DIRECTIVE:
Report how many lines in the records below contain the word "styles". Give only the number.

DATA TO USE:
======
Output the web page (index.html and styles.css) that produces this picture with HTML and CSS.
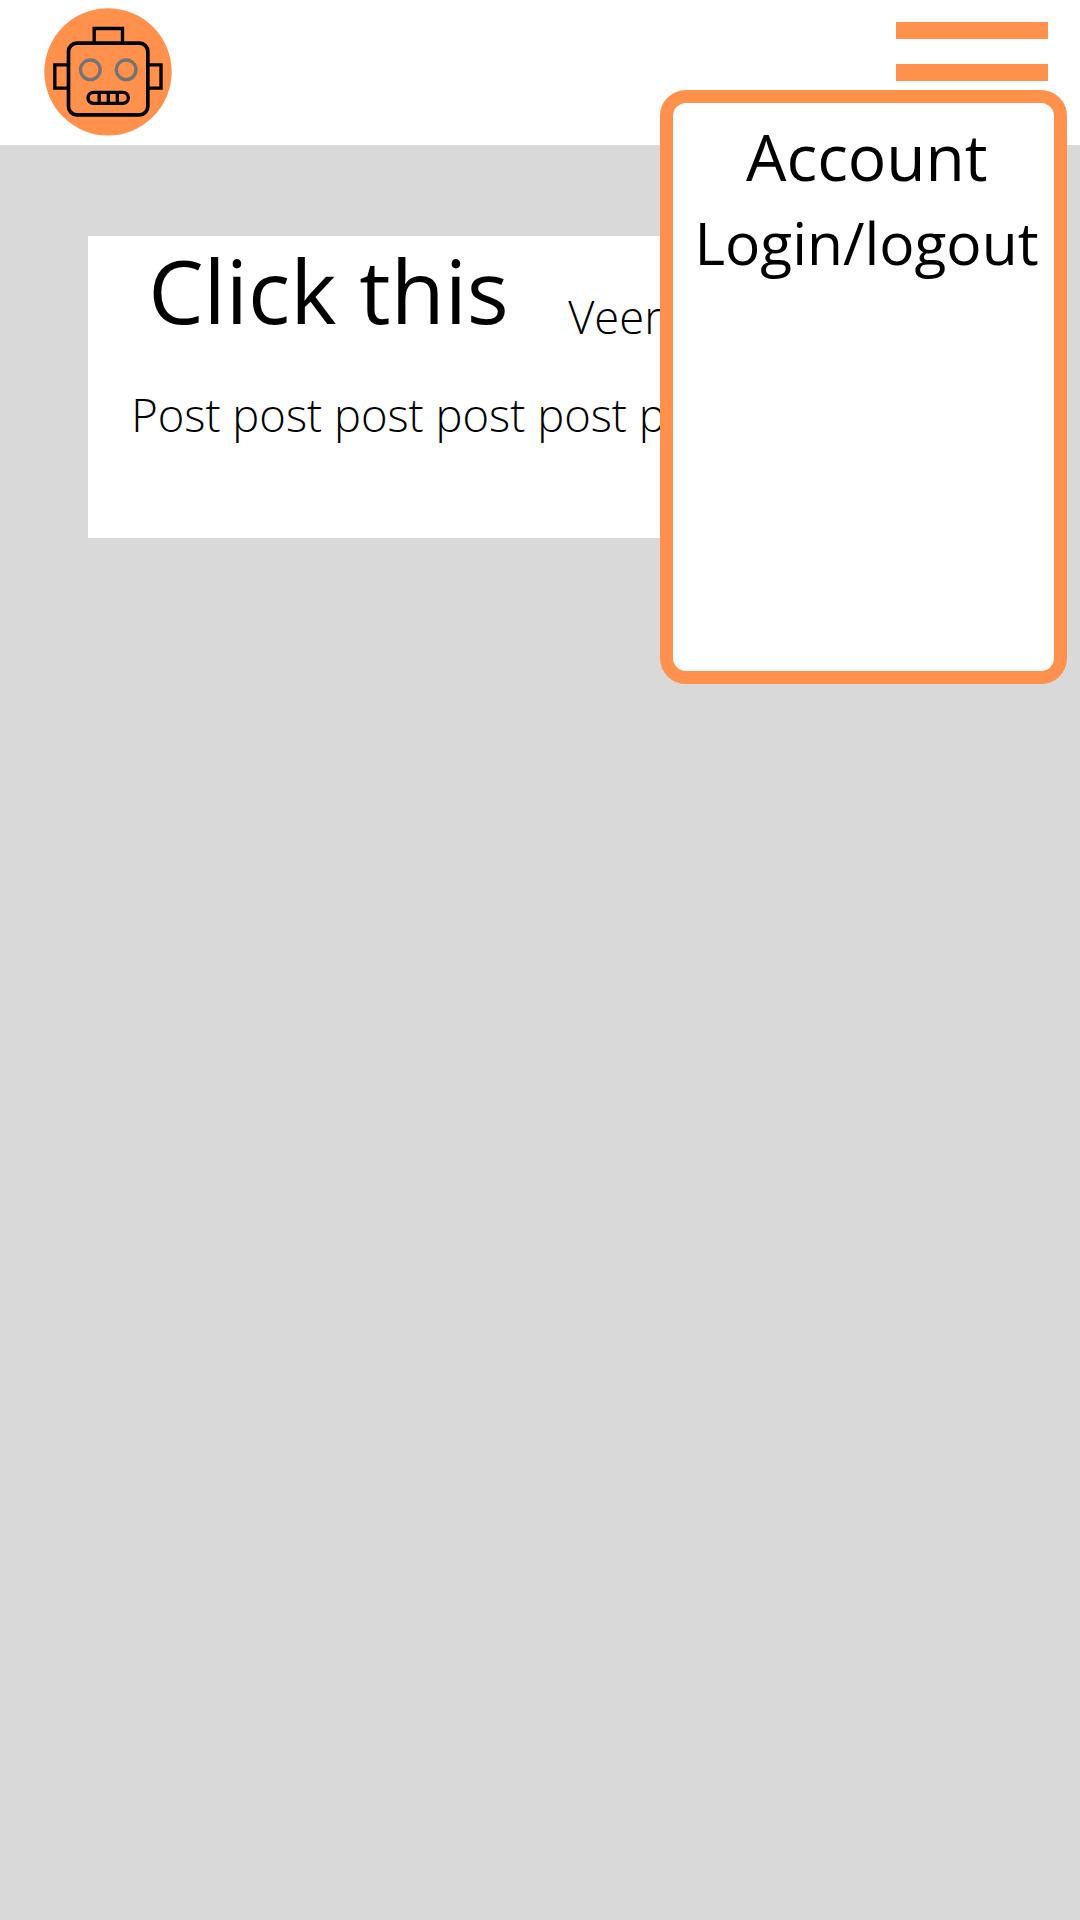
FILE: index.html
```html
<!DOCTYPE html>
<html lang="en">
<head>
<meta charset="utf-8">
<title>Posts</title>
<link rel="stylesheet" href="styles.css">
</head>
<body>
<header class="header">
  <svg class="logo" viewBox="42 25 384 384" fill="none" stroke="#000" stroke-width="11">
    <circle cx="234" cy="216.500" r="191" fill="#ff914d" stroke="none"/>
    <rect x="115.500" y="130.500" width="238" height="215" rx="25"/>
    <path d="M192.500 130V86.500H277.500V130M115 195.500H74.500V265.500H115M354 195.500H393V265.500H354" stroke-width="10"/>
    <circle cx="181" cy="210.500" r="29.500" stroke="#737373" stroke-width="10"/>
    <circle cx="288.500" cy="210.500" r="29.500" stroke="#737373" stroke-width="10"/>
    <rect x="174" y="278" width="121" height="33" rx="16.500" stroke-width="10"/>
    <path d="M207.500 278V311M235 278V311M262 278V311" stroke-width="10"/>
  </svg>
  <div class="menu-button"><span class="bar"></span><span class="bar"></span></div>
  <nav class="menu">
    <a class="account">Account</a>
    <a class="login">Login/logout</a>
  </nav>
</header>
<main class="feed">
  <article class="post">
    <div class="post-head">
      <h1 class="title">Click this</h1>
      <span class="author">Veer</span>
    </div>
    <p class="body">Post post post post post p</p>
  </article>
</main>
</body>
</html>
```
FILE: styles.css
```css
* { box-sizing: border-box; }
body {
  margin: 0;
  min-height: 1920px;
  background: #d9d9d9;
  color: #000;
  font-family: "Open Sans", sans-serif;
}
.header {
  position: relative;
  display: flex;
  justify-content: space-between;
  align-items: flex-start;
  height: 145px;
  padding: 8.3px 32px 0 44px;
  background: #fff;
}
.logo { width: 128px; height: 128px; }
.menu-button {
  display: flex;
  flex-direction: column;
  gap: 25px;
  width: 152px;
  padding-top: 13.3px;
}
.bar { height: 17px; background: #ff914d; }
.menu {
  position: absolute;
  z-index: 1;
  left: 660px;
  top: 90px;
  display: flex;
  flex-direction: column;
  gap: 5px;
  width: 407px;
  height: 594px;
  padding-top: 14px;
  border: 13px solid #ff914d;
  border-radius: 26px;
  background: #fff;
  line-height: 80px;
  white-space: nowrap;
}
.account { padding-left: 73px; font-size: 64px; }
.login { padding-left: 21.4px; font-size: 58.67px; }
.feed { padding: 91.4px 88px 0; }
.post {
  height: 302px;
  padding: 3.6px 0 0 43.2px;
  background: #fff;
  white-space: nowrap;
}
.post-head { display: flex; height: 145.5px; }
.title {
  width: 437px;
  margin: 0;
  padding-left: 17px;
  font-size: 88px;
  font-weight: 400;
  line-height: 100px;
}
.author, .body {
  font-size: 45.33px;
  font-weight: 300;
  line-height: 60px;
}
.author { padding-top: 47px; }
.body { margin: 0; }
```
======
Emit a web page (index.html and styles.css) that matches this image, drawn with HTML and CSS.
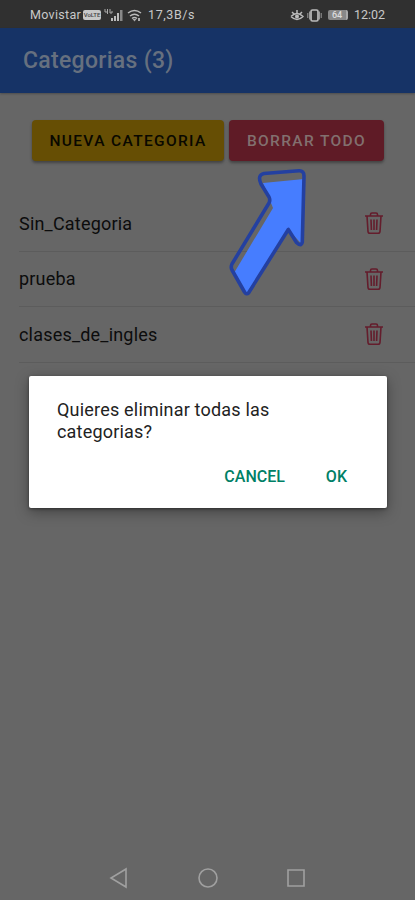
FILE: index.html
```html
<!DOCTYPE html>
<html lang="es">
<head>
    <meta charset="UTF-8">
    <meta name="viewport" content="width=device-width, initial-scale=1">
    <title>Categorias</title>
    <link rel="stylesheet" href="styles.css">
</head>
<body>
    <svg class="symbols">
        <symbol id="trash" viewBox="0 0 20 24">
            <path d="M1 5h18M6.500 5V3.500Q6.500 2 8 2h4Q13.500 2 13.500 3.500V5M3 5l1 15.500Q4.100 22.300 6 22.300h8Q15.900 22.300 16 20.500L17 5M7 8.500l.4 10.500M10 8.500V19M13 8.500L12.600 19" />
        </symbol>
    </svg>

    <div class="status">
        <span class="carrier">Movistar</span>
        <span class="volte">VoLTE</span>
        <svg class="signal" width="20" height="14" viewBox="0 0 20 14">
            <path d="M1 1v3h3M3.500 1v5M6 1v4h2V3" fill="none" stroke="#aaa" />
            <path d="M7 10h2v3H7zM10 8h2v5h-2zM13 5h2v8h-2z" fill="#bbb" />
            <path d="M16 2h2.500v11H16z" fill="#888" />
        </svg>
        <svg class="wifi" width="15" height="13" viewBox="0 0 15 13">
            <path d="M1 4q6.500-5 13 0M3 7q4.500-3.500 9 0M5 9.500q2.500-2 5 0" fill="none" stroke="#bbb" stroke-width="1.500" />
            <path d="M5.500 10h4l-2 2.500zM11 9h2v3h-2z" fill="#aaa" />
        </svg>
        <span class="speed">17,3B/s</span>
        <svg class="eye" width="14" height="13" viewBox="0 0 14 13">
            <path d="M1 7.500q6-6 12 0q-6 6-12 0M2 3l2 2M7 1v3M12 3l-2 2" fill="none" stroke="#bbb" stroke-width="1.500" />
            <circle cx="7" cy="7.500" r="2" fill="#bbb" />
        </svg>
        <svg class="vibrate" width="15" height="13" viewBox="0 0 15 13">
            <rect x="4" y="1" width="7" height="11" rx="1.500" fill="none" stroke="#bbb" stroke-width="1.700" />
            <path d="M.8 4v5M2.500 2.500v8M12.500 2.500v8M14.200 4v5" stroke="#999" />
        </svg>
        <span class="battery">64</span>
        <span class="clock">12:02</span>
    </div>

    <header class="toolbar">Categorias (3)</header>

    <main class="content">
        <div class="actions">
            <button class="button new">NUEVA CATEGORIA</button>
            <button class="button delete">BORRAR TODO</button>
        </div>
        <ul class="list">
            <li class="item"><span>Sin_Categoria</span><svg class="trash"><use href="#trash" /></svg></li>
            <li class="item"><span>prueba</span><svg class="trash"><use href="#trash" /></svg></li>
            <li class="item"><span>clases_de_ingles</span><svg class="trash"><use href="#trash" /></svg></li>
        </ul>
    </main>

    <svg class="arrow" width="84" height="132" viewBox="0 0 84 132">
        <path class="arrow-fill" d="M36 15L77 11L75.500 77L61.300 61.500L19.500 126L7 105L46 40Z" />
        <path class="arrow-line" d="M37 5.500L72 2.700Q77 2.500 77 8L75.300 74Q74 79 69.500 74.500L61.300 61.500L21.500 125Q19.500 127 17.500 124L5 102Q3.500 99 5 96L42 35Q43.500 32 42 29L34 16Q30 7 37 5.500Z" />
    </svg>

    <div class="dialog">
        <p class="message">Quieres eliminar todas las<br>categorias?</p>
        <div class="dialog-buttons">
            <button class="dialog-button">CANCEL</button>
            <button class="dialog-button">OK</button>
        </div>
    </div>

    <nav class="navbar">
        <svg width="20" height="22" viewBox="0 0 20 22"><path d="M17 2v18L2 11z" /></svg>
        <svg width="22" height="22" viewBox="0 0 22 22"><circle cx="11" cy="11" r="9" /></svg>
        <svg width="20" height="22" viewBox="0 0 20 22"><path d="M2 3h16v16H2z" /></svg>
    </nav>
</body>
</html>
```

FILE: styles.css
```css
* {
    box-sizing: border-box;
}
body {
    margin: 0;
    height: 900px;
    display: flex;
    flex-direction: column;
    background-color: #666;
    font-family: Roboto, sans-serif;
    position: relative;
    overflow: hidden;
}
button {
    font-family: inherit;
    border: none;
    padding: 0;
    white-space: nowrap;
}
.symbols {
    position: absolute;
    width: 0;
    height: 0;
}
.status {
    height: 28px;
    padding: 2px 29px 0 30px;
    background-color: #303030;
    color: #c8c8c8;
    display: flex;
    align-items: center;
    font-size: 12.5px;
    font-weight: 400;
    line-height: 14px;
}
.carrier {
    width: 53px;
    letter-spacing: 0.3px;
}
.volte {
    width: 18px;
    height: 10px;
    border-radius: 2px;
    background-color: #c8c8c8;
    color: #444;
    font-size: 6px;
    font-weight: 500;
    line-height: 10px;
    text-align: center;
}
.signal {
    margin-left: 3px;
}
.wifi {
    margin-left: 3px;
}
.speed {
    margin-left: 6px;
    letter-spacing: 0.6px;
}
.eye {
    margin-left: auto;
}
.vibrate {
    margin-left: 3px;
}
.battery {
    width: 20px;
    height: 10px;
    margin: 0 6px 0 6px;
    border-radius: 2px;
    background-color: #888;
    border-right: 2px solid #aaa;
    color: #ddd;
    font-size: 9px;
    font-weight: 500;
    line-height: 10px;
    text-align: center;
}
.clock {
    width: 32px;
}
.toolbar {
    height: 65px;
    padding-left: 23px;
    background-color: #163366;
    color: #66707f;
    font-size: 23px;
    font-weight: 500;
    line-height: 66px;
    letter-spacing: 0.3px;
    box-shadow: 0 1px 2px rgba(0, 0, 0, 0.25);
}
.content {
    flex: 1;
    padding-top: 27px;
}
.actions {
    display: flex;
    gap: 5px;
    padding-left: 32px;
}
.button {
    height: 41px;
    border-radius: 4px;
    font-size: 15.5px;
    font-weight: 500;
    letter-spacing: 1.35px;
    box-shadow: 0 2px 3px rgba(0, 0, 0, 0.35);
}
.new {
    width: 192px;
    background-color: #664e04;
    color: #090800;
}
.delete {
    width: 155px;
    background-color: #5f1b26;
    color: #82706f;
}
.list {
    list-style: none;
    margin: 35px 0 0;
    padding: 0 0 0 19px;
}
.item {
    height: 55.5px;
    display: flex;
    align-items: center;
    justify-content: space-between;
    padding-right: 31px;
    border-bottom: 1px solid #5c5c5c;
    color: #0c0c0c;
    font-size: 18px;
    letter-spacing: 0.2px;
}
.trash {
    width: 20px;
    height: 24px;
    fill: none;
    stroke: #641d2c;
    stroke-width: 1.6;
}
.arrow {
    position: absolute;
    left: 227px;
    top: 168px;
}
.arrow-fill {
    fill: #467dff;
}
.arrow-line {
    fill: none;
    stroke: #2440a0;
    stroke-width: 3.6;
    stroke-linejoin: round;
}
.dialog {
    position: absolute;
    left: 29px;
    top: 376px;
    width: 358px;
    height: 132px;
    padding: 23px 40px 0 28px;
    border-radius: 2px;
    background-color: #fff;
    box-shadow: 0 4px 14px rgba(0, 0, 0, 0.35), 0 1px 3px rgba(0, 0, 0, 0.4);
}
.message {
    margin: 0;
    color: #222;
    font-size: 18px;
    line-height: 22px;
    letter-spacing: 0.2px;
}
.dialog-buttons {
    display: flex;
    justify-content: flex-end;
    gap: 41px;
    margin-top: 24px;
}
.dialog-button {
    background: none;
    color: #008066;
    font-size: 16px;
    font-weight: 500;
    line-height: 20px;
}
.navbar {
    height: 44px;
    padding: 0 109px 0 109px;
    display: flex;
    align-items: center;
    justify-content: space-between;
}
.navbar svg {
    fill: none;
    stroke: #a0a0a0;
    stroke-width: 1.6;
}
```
======
THE ANSWER:
6